You can still use this to pass physical objects anywhere in 1 round, which is far more efficient than digital unless you're trying to make a neural net.

Tyndmyr
2010-01-08, 07:35 PM
Not thanks to the addressing schema used.

He's adding to the message at every node. He also has no way of ensuring that a specific endpoint will get the message....he's sending to all of them.

Thus, the message gets longer and slower at every single node. Increasing the length linearly increases transmission time exponentially.

Tyndmyr
2010-01-08, 07:36 PM
Alright, that's one bite per round, which is why you use eight parallel lines. And put the whole thing in a demiplane with accelerated time.

Once you're using a demiplane with accelerated time, why are you bothering with hand delivering messages? The magic required to make that work is far greater than that needed to simply send messages and objects.

Prime32
2010-01-08, 07:38 PM
Once you're using a demiplane with accelerated time, why are you bothering with hand delivering messages? The magic required to make that work is far greater than that needed to simply send messages and objects.Simply because the idea of a mechanical internet run by chokers is inherently amusing?

You could run your lines through the astral plane, which is timeless, but then you'd have to worry about web piracy. I recommend protecting these lines with a firewall. i.e. keep githyanki away with wall of fire

Tyndmyr
2010-01-08, 07:40 PM
Well, it's not really an internet. A linear line of people waving flags isn't the internet.

Mind you, it's certainly possible to design an internet in D&D....but we've already proven turing completeness for the vancian casting system, so it'd be easier to just make it run TCP/IP.

Eldan
2010-01-08, 07:41 PM
We could combine it with a commoner railgun... let them pass along white and black objects. If you give the different commoners different instructions what to do if they get white or black objects, you should be able to build a simple computer...

Tyndmyr
2010-01-08, 07:45 PM
There's also a potential for error. Commoners are not perfect, tireless machines...

Prime32
2010-01-08, 07:53 PM
We could combine it with a commoner railgun... let them pass along white and black objects. If you give the different commoners different instructions what to do if they get white or black objects, you should be able to build a simple computer...They can't ready different action for both though, unless they're chokers.

chiasaur11
2010-01-08, 07:56 PM
There's also a potential for error. Commoners are not perfect, tireless machines...

Warforged commoners, however...

PairO'Dice Lost
2010-01-08, 07:56 PM
Increasing the length linearly increases transmission time exponentially.

The whole point of this pseudo-internet, I though, is that the transmission time is a constant 1 round no matter what you're sending, so adding bits shouldn't really matter for transmission time.


There's also a potential for error. Commoners are not perfect, tireless machines...

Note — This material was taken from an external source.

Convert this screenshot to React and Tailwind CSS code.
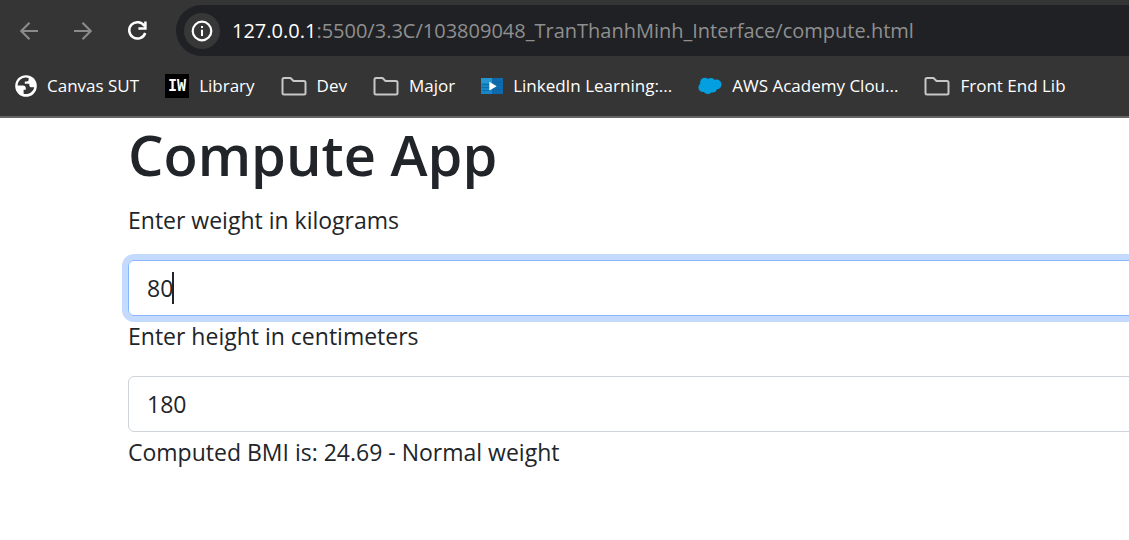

Warforged commoners, however... :smallwink:

EDIT: Dammit, chiasaur! And the same phrasing, too!

Doc Roc
2010-01-08, 08:00 PM
Hallo Endy, didn't know you posted here!

Asbestos
2010-01-08, 08:24 PM
Warforged commoners, however...

I bet they were depressed when that stepped out of the creation forge.
"You made me a construct peasant?!"
"Wait, give it a bag of rice, maybe we'll get some free chickens or something"
"... Do you even listen to yourself anymore?"

Slayn82
2010-01-08, 08:55 PM
What? Thats not even meta-scientific. Be it a rod or a message, those kinds of things rely in taking RAW and playing it in the straightest sense, like a computer with a bad programed aplication.

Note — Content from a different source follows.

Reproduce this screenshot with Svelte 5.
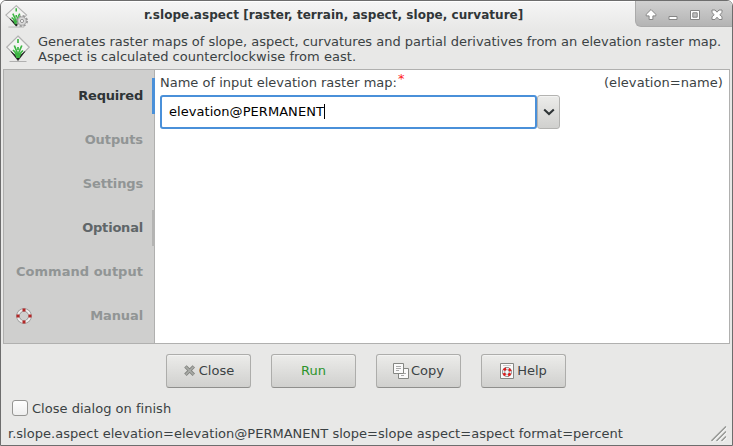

For instance, supposing that in that scenario the laws of physics are exactly the same as those of our world, as the Core Rules suggest, then the maximum speed a message using sound could conceivably cover in 6 seconds is 6750ft (1125ft*6) or 2058 mts. No, even increasing the volume of the sound would not affect this speed, contrary to some alegations that could be made (sometimes one can despair on internet discussions). Just would improve the message reception, and allow to have more spacing between the messengers.

So, total failure under Rules as Natural World Simulation (and the compromises made to it, like falling damage). Just like the Commoner Railgun, where it invoques Natural Laws to affirm that the rod is at relativistic speed, failing to take into acount that the method that it employs is forbbiden by those Natural Laws (since time is needed for each commoner to pass the rod to the next, and since its the same object passing from one to the next, the time involved is not negligible like the time for one arrow to strike its target), and at the same time that the Rules are not intended to be blind, but take into account its own limitations as Simulations of Reality, and give the arbitration to the GM for the most complicated physical actions (sometimes by forbbiding the action, sometimes by judging its dificulty and aplying bonus and penalties).

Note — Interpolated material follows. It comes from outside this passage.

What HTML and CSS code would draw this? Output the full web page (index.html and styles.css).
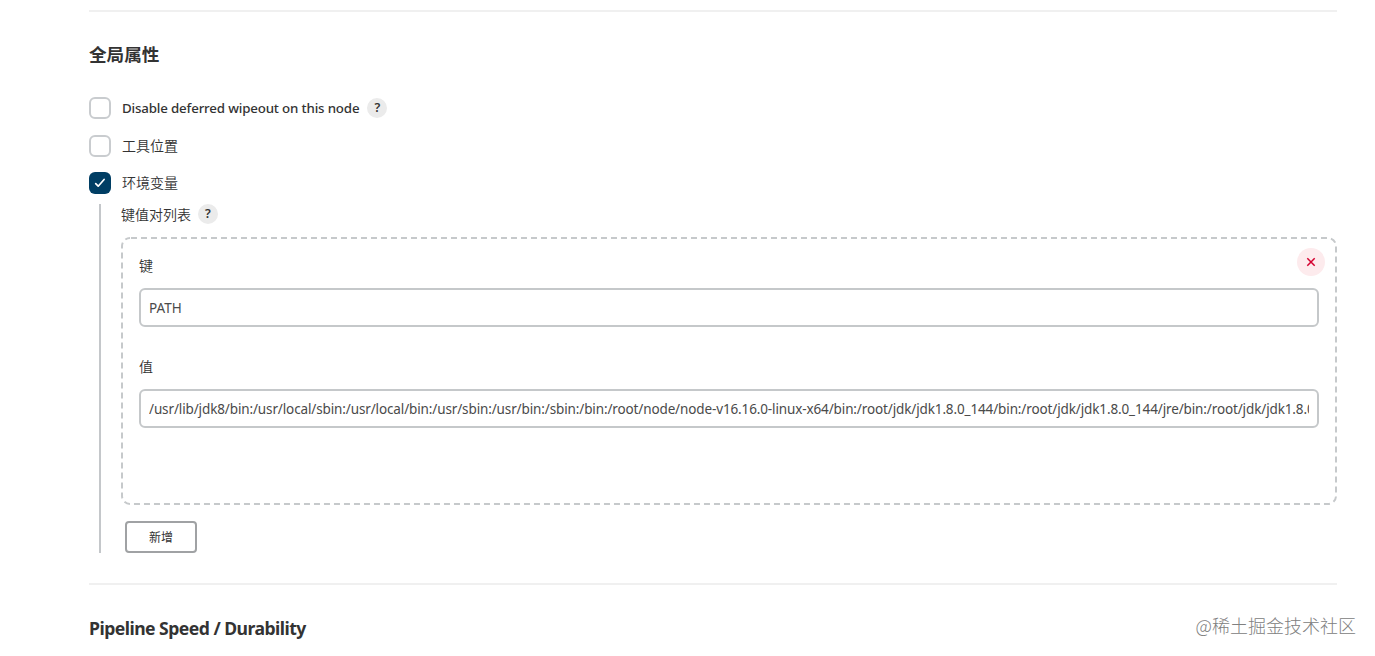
FILE: index.html
```html
<!DOCTYPE html>
<html lang="zh-CN">
<head>
  <meta charset="UTF-8">
  <title>系统配置</title>
  <meta name="viewport" content="width=device-width, initial-scale=1.0">
  <link rel="stylesheet" href="styles.css">
</head>
<body>

<main class="config">
  <section class="section">
    <h2 class="section-title">全局属性</h2>

    <div class="option">
      <span class="checkbox"></span>
      <span class="option-label option-label-en">Disable deferred wipeout on this node</span>
      <span class="help">?</span>
    </div>
    <div class="option">
      <span class="checkbox"></span>
      <span class="option-label">工具位置</span>
    </div>
    <div class="option">
      <span class="checkbox checked">
        <svg width="22" height="22" viewBox="0 0 22 22" fill="none" stroke="#fff" stroke-width="1.7" stroke-linecap="round" stroke-linejoin="round"><path d="M6.7 11.6l2.5 2.6 5.9-6.7"/></svg>
      </span>
      <span class="option-label">环境变量</span>
    </div>

    <div class="nested">
      <div class="list-label">
        <span>键值对列表</span>
        <span class="help">?</span>
      </div>

      <div class="pair">
        <svg class="pair-border" width="1216" height="268"><rect x="1" y="1" width="1214" height="266" rx="8"/></svg>
        <button class="delete">
          <svg width="28" height="28" viewBox="0 0 28 28" fill="none" stroke="#d4002f" stroke-width="1.5"><path d="M10.3 10.3l7.4 7.4M17.7 10.3l-7.4 7.4"/></svg>
        </button>
        <label class="field-label">键</label>
        <div class="field"><span class="value value-key">PATH</span></div>
        <label class="field-label">值</label>
        <div class="field"><span class="value">/usr/lib/jdk8/bin:/usr/local/sbin:/usr/local/bin:/usr/sbin:/usr/bin:/sbin:/bin:/root/node/node-v16.16.0-linux-x64/bin:/root/jdk/jdk1.8.0_144/bin:/root/jdk/jdk1.8.0_144/jre/bin:/root/jdk/jdk1.8.0</span></div>
      </div>

      <button class="add">新增</button>
    </div>
  </section>

  <section class="section section-next">
    <h2 class="section-title section-title-en">Pipeline Speed / Durability</h2>
  </section>
</main>

<div class="watermark">@稀土掘金技术社区</div>

</body>
</html>
```
FILE: styles.css
```css
* {
  box-sizing: border-box;
}
body {
  margin: 0;
  height: 656px;
  overflow: hidden;
  background-color: #fff;
  color: #333;
  font-family: "Noto Sans", "Noto Sans CJK SC", sans-serif;
  font-size: 14px;
}
.config {
  width: 1248px;
  margin: 10px 0 0 89px;
}
.section {
  border-top: 2px solid #f0f0f0;
  padding-top: 28px;
}
.section-next {
  padding-top: 29px;
}
.section-title {
  margin: 0 0 29px;
  height: 28px;
  line-height: 28px;
  font-size: 17.6px;
  font-weight: 700;
  white-space: nowrap;
}
.section-title-en {
  letter-spacing: -0.53px;
}
.option {
  display: flex;
  align-items: center;
  height: 22px;
  margin-bottom: 15.5px;
}
.checkbox {
  width: 22px;
  height: 22px;
  margin-right: 11px;
  border: 2px solid #c9cccf;
  border-radius: 6px;
}
.checkbox.checked {
  border: none;
  background-color: #003e64;
}
.checkbox svg {
  display: block;
}
.option-label,
.list-label,
.field-label {
  font-family: "Noto Sans CJK SC", sans-serif;
  font-weight: 350;
  line-height: 22px;
  white-space: nowrap;
}
.option-label {
  padding-bottom: 2px;
}
.option-label-en {
  padding-bottom: 0;
  font-family: "Noto Sans", sans-serif;
  font-size: 13.3px;
  font-weight: 500;
  letter-spacing: -0.16px;
}
.help {
  width: 20px;
  height: 20px;
  margin-left: 8px;
  border-radius: 50%;
  background-color: #ebebeb;
  font-family: "Noto Sans", sans-serif;
  font-size: 12.5px;
  font-weight: 600;
  line-height: 20px;
  text-align: center;
}
.list-label .help {
  margin-left: 7px;
}
.nested {
  height: 349px;
  margin: -6px 0 30px 10px;
  padding-left: 20px;
  border-left: 2px solid #c4c7ca;
}
.list-label {
  display: flex;
  align-items: center;
  height: 20px;
  margin-bottom: 13px;
}
.pair {
  position: relative;
  height: 268px;
  padding: 18px;
}
.pair-border {
  position: absolute;
  top: 0;
  left: 0;
  fill: none;
  stroke: #c6c9cb;
  stroke-width: 2;
  stroke-dasharray: 6 4;
  stroke-dashoffset: -1;
}
.delete {
  position: absolute;
  top: 11px;
  right: 12px;
  width: 28px;
  height: 28px;
  padding: 0;
  border: none;
  border-radius: 50%;
  background-color: #fdebed;
}
.delete svg {
  display: block;
}
.field-label {
  display: block;
  height: 22px;
  margin-bottom: 11px;
  line-height: 20px;
}
.field {
  height: 39px;
  margin-bottom: 29px;
  padding: 0 8px;
  border: 2px solid #c5c8ca;
  border-radius: 6px;
}
.value {
  display: block;
  overflow: hidden;
  color: #4a4a4a;
  font-size: 13.5px;
  letter-spacing: -0.125px;
  line-height: 36px;
  white-space: nowrap;
}
.value-key {
  letter-spacing: 0;
}
.add {
  display: block;
  width: 72px;
  height: 32px;
  margin: 16px 0 0 4px;
  padding: 0;
  border: 2px solid #a0a2a4;
  border-radius: 4px;
  background-color: #fff;
  color: #333;
  font-family: inherit;
  font-size: 12px;
  font-weight: 400;
}
.watermark {
  position: absolute;
  right: 19px;
  bottom: 17px;
  color: #808080;
  font-family: "Noto Sans CJK SC", sans-serif;
  font-size: 18px;
  font-weight: 300;
  line-height: 28px;
  white-space: nowrap;
}
```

Its different from saying, for instance, that multiple Lassos should stack allow to reduce the target Dex to 0 throught penalties and immobilize him. In our world, thats what Lassos are usefull for, and its common to use multiple Lassos on one target if needs come to present itself. Its one alegation that comes from lots of observations, and judging the Rules under the criteria of Natural World Simulation. We may be right or wrong about this point, but we start from something that makes logical sense under Natural World Rules, and then we try to emmulate.

Note that even if the Natural Laws of the scenario are not the same from our world, sound would still have a maximum speed, that would limit the transmission of information. And that, since ancient China and Babilony, able man yelling to another in an outpost a certain distance away, or later by sounding drums or similar instruments, was widelly employed for military uses.

Now, some excelent games have mechanics of this sorts. Disgaea and other Nippon Ichi games have entire strategies revolving around making characthers move and the re-move, keeping the action potential even after achieving some result (usually combos), or having one characther thrown another, who throws another, and goes on. Or X-Com, and those funny grenades travelling the entire scenario.